■ Source material
* start *

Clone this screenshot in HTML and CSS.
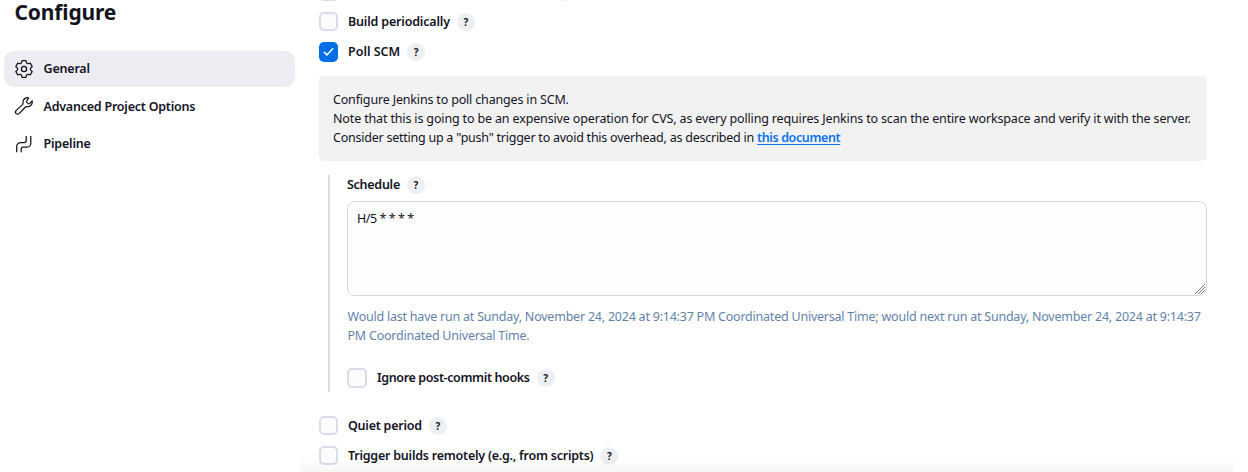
FILE: index.html
```html
<!DOCTYPE html>
<html lang="en">
<head>
<meta charset="utf-8">
<title>Configure</title>
<link rel="stylesheet" href="styles.css">
</head>
<body>
<div class="page">
  <aside class="sidebar">
    <h1 class="title"><span>Configure</span></h1>
    <nav class="tasks">
      <a class="task task--active">
        <svg class="icon" viewBox="0 0 18 18"><circle cx="9" cy="9" r="2.600"/><path d="M7 .7h4l.6 2.300 1.300.75 2.300-.65 2 3.400-1.700 1.600v1.800l1.700 1.600-2 3.400-2.300-.65-1.300.75-.6 2.300H7l-.6-2.300-1.300-.75-2.300.65-2-3.400 1.700-1.600V8.100L.8 6.500l2-3.400 2.300.65L6.400 3z"/></svg>
        <span class="general">General</span>
      </a>
      <a class="task">
        <svg class="icon" viewBox="0 0 18 18"><path d="M13.700.9C11.400.2 8.300 1.700 8 4.500c-.15 1.400.5 2.100-.5 3.100L1.300 13.400c-1.100 1.100-.9 2.500-.2 3.200.8.800 2.200.9 3.200-.2l5.900-6.200c1-1 1.700-.4 3.100-.5 2.900-.3 4.400-3.200 3.900-5.800l-2.500 2.500c-.6.600-1.300.5-1.800 0l-1-1c-.5-.5-.6-1.200 0-1.800z"/></svg>
        <span class="advanced">Advanced Project Options</span>
      </a>
      <a class="task">
        <svg class="icon" viewBox="0 0 18 18"><path d="M1.700 17.200v-5.700a4 4 0 0 1 4-4h3.500a2 2 0 0 0 2-2V1M6.200 17.200v-3a2 2 0 0 1 2-2h3.600a4 4 0 0 0 4-4V1"/></svg>
        <span class="general">Pipeline</span>
      </a>
    </nav>
  </aside>
  <main class="main">
    <div class="row row--clipped"><i class="box"></i><span class="help"></span></div>
    <div class="row"><i class="box"></i><label class="build">Build periodically</label><span class="help">?</span></div>
    <div class="row"><i class="box box--on"><svg viewBox="0 0 19 20"><path d="M5.300 10.300l2.700 2.600 5.700-6.200"/></svg></i><label class="poll">Poll SCM</label><span class="help">?</span></div>
    <section class="info">
      <p class="info-a">Configure Jenkins to poll changes in SCM.</p>
      <p class="info-b">Note that this is going to be an expensive operation for CVS, as every polling requires Jenkins to scan the entire workspace and verify it with the server.</p>
      <p class="info-c">Consider setting up a "push" trigger to avoid this overhead, as described in <a class="link">this document</a></p>
    </section>
    <section class="nested">
      <div class="row row--schedule"><label class="schedule">Schedule</label><span class="help">?</span></div>
      <div class="textarea"><span>H/5 * * * *</span>
        <svg class="grip" viewBox="0 0 10 10"><path d="M0 10L10 0M3 10l7-7M6 10l4-4"/></svg>
      </div>
      <div class="desc"><p>Would last have run at Sunday, November 24, 2024 at 9:14:37 PM Coordinated Universal Time; would next run at Sunday, November 24, 2024 at 9:14:37</p><p>PM Coordinated Universal Time.</p></div>
      <div class="row row--ignore"><i class="box"></i><label class="ignore">Ignore post-commit hooks</label><span class="help">?</span></div>
    </section>
    <div class="row"><i class="box"></i><label class="quiet">Quiet period</label><span class="help">?</span></div>
    <div class="row"><i class="box"></i><label class="trigger">Trigger builds remotely (e.g., from scripts)</label><span class="help">?</span></div>
  </main>
  <div class="shade"></div>
</div>
</body>
</html>
```
FILE: styles.css
```css
* { box-sizing: border-box; }
body { margin: 0; background: #fff; color: #14141f; font: 12.5px/19px "Noto Sans", sans-serif; }
p { margin: 0; white-space: nowrap; }
.page { position: relative; display: flex; width: 1248px; height: 472px; overflow: hidden; }
.sidebar { width: 319px; padding-left: 4px; }
.title { margin: 0 0 26px 10.5px; font-size: 21px; line-height: 25px; font-weight: 700; letter-spacing: -0.15px; }
.tasks { display: flex; flex-direction: column; gap: 2px; width: 291px; }
.task { display: flex; align-items: center; gap: 10.5px; height: 35.5px; padding-left: 11px; border-radius: 10px; font-weight: 600; white-space: nowrap; }
.task--active { background: #ececf2; }
.icon { width: 18px; height: 18px; fill: none; stroke: #14141f; stroke-width: 1.25; stroke-linecap: round; stroke-linejoin: round; overflow: visible; }
.task:last-child .icon { stroke-linecap: butt; }
.general { letter-spacing: -0.2px; }
.advanced { letter-spacing: -0.23px; }
.main { display: flex; flex-direction: column; width: 888px; margin-top: -18px; }
.row { display: flex; align-items: flex-start; height: 20px; margin-bottom: 10px; flex: none; }
.row label { margin-right: 7px; font-weight: 600; white-space: nowrap; }
.row--clipped .help { margin-left: 207px; }
.box { width: 19px; height: 19px; margin-right: 10px; flex: none; border: 2px solid #d8dde9; border-radius: 5px; background: #fcfcfd; }
.box--on { height: 20px; border: 0; background: #006ee6; }
.row--ignore .box { width: 20px; height: 20px; }
.box svg { display: block; width: 19px; height: 20px; fill: none; stroke: #fff; stroke-width: 1.5; stroke-linecap: round; stroke-linejoin: round; }
.help { width: 18px; height: 18px; margin-top: 1px; flex: none; border-radius: 50%; background: #edf0f3; font-size: 10px; line-height: 18px; font-weight: 700; text-align: center; }
.build { letter-spacing: -0.18px; }
.schedule { letter-spacing: -0.27px; }
.ignore { letter-spacing: -0.37px; }
.quiet { letter-spacing: -0.23px; }
.trigger { letter-spacing: -0.23px; }
.info { height: 85px; margin: 4px 0 14px; padding: 14px; border-radius: 5px; background: #f2f2f2; }
.info-a { letter-spacing: -0.17px; }
.info-b { letter-spacing: -0.15px; }
.info-c { letter-spacing: -0.24px; }
.link { color: #0b74ea; font-weight: 600; letter-spacing: -0.38px; text-decoration: underline; text-underline-offset: 2px; }
.nested { height: 217px; margin: 0 0 24px 9px; padding-left: 17px; border-left: 2px solid #d8dbea; }
.row--schedule { margin-bottom: 6px; }
.textarea { position: relative; height: 95px; padding: 7px 9px; border: 1px solid #d3d9e4; border-radius: 8px; background: #fdfdfd; letter-spacing: -0.45px; }
.grip { position: absolute; right: 1px; bottom: 1px; width: 10px; height: 10px; stroke: #777; stroke-width: 1; }
.desc { margin: 11px 0 23px; padding-left: 0.5px; color: #6482a8; letter-spacing: -0.225px; }
.shade { position: absolute; left: 300px; right: 14px; bottom: 0; height: 15px; background: linear-gradient(#fff0, #00000008); }
```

* end *

Which lines above hold the word "this"? Copy each of them.

Clone this screenshot in HTML and CSS.
      <p class="info-b">Note that this is going to be an expensive operation for CVS, as every polling requires Jenkins to scan the entire workspace and verify it with the server.</p>
      <p class="info-c">Consider setting up a "push" trigger to avoid this overhead, as described in <a class="link">this document</a></p>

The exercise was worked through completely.